In re Wilson

Order, Family Court, New York City Foster Care Review Term (M. Holt Meyer, J.), entered January 25, 1983, which denied a motion by the Commissioner of Social Services of the City of New York to vacate a December 8,1982 order directing the commissioner to show cause why he should not be held in criminal contempt, unanimously reversed, on the law, without costs or disbursements, and the motion granted. Although in no way condoning the failure of the Bureau of Child Welfare (now known as the Office of Special Services for Children) to initiate termination proceedings, as directed, we vacate the order to show cause seeking to hold the Commissioner of Social Services of the City of New York in contempt for said failure in accordance with our decision in Matter of Murray (98 AD2d 93).
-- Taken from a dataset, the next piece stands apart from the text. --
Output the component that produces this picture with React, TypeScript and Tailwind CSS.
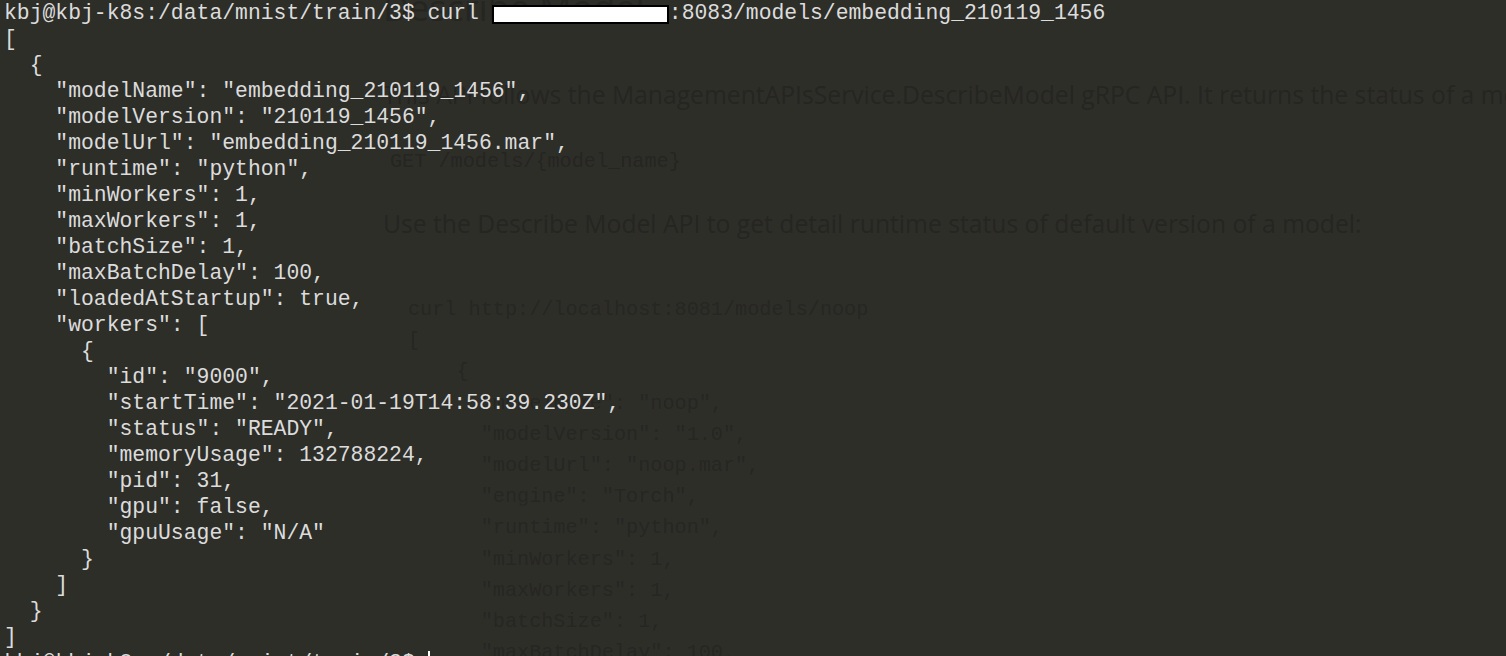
const output: string[] = [
  '[',
  '  {',
  '    "modelName": "embedding_210119_1456",',
  '    "modelVersion": "210119_1456",',
  '    "modelUrl": "embedding_210119_1456.mar",',
  '    "runtime": "python",',
  '    "minWorkers": 1,',
  '    "maxWorkers": 1,',
  '    "batchSize": 1,',
  '    "maxBatchDelay": 100,',
  '    "loadedAtStartup": true,',
  '    "workers": [',
  '      {',
  '        "id": "9000",',
  '        "startTime": "2021-01-19T14:58:39.230Z",',
  '        "status": "READY",',
  '        "memoryUsage": 132788224,',
  '        "pid": 31,',
  '        "gpu": false,',
  '        "gpuUsage": "N/A"',
  '      }',
  '    ]',
  '  }',
  ']',
]

// faint docs page showing through the translucent terminal
const docSample: string[] = [
  'curl http://localhost:8081/models/noop',
  '[',
  '    {',
  '      "modelName": "noop",',
  '      "modelVersion": "1.0",',
  '      "modelUrl": "noop.mar",',
  '      "engine": "Torch",',
  '      "runtime": "python",',
  '      "minWorkers": 1,',
  '      "maxWorkers": 1,',
  '      "batchSize": 1,',
  '      "maxBatchDelay": 100,',
]

const PROMPT = 'kbj@kbj-k8s:/data/mnist/train/3$ '

function GhostDocs() {
  return (
    <div className="absolute inset-0 overflow-hidden pl-[383px] text-[#252521]">
      <h1 className="-mt-[12px] whitespace-nowrap font-['Open_Sans',sans-serif] text-[36px] leading-[40px]">
        Describe Model
      </h1>
      <p className="mt-[51px] whitespace-nowrap font-['Open_Sans',sans-serif] text-[24.7px] leading-[32px]">
        This API follows the ManagementAPIsService.DescribeModel gRPC API. It returns the status of a model in the ModelServer.
      </p>
      <div className="ml-[7px] mt-[37px] whitespace-pre font-['Liberation_Mono',monospace] text-[20.2px] leading-[28px]">
        GET /models/{'{model_name}'}
      </div>
      <p className="mt-[32px] whitespace-nowrap font-['Open_Sans',sans-serif] text-[24.7px] leading-[32px]">
        Use the Describe Model API to get detail runtime status of default version of a model:
      </p>
      <div className="ml-[25px] mt-[54px] font-['Liberation_Mono',monospace] text-[20.2px] leading-[31.2px] text-[#262623]">
        {docSample.map((line, i) => (
          <div key={i} className="whitespace-pre">
            {line}
          </div>
        ))}
      </div>
    </div>
  )
}

export default function App() {
  return (
    <div className="relative h-[656px] w-[1506px] overflow-hidden bg-[#2e2e29]">
      <GhostDocs />

      <div className="relative pl-[4px] font-['Liberation_Mono',monospace] text-[21.4px] leading-[26px] text-[#dcdcdc]">
        {/* command line, host address blanked out */}
        <div className="flex items-start whitespace-pre">
          <span>{PROMPT}curl </span>
          <span className="mt-[5px] h-[19px] w-[177px] shrink-0 border-2 border-black bg-white" />
          <span>:8083/models/embedding_210119_1456</span>
        </div>

        {output.map((line, i) => (
          <div key={i} className="whitespace-pre">
            {line}
          </div>
        ))}

        <div className="flex items-start whitespace-pre">
          <span>{PROMPT}</span>
          <span className="mt-[1px] h-[22px] w-[2px] bg-white" />
        </div>
      </div>
    </div>
  )
}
The Family Court lacks the power to treat a violation of one of its orders as a contempt when another statutory remedy is available for the violation. (See Family Ct Act, § 156.) Such is the case here where the 1975 orders, upon which the contempt proceeding is based, expressly provided that if the Bureau of Child Welfare failed to institute termination proceedings within 30 days the foster parents could institute such proceedings. In so providing the orders tracked the language of section 392 (subd 7, former par [c]) of the Social Services Law which provided a 30-day period for agency action before the foster parents could institute a termination proceeding on their own. The availability of this statutory remedy without a further directive to the bureau (commissioner) bars the imposition of the contempt sanction. The order to *667show cause was also defective in that it failed to allege facts from which a willful and contumacious violation of the underlying order may be inferred', as is required for criminal contempt. Concur — Sullivan, J. P., Ross, Carro and Milonas, JJ.